To address low segmentation accuracy, poor robustness to small structures, and slow convergence due to class imbalance in 3D medical image segmentation, this paper proposes nnY-Net—a novel U-shaped architecture. It integrates Swin Transformer and ConvNeXt into a unified encoder-decoder backbone for the first time and introduces a cross-modal cross-attention module at the bottleneck layer to form a Y-shaped structure, where patient-level clinical semantics (e.g., pathology, treatment) serve as queries to dynamically modulate low-level features. We further design DiceFocalCELoss to mitigate voxel-level class imbalance. The model adopts a lightweight preprocessing pipeline inspired by nnU-Net/dynUNet. On multiple 3D medical segmentation benchmarks, nnY-Net consistently outperforms SwinUNETR and MedNeXt, achieving an average Dice score improvement of 1.8–3.2%, enhanced robustness for small-structure segmentation, and 22% faster training convergence.

This paper provides a novel 3D medical image segmentation model structure called nnY-Net. This name comes from the fact that our model adds a cross-attention module at the bottom of the U-net structure to form a Y structure. We integrate the advantages of the two latest SOTA models, MedNeXt and SwinUNETR, and use Swin Transformer as the encoder and ConvNeXt as the decoder to innovatively design the Swin-NeXt structure. Our model uses the lowest-level feature map of the encoder as Key and Value and uses patient features such as pathology and treatment information as Query to calculate the attention weights in a Cross Attention module.
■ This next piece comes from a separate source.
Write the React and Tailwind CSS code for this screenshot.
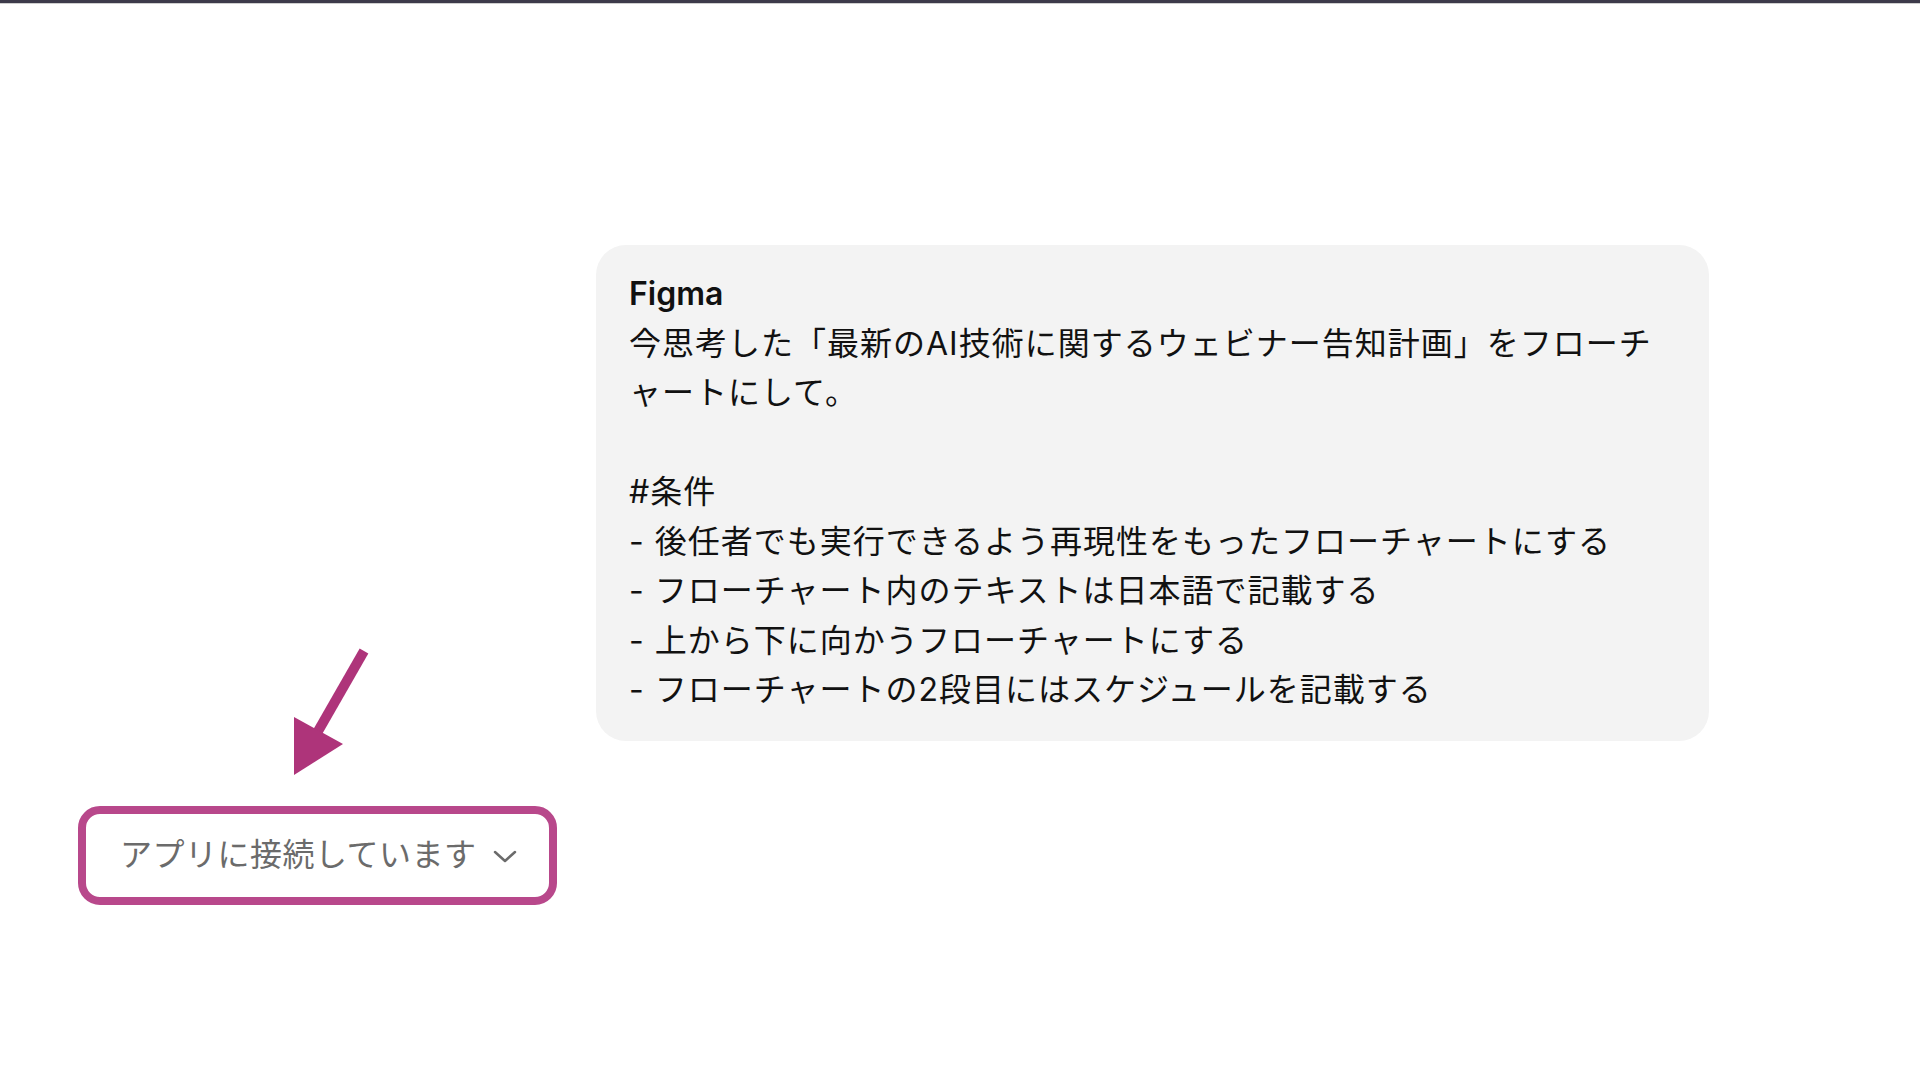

Moreover, we simplify some pre- and post-processing as well as data enhancement methods in 3D image segmentation based on the dynUnet and nnU-net frameworks. We integrate our proposed Swin-NeXt with Cross-Attention framework into this framework. Last, we construct a DiceFocalCELoss to improve the training efficiency for the uneven data convergence of voxel classification.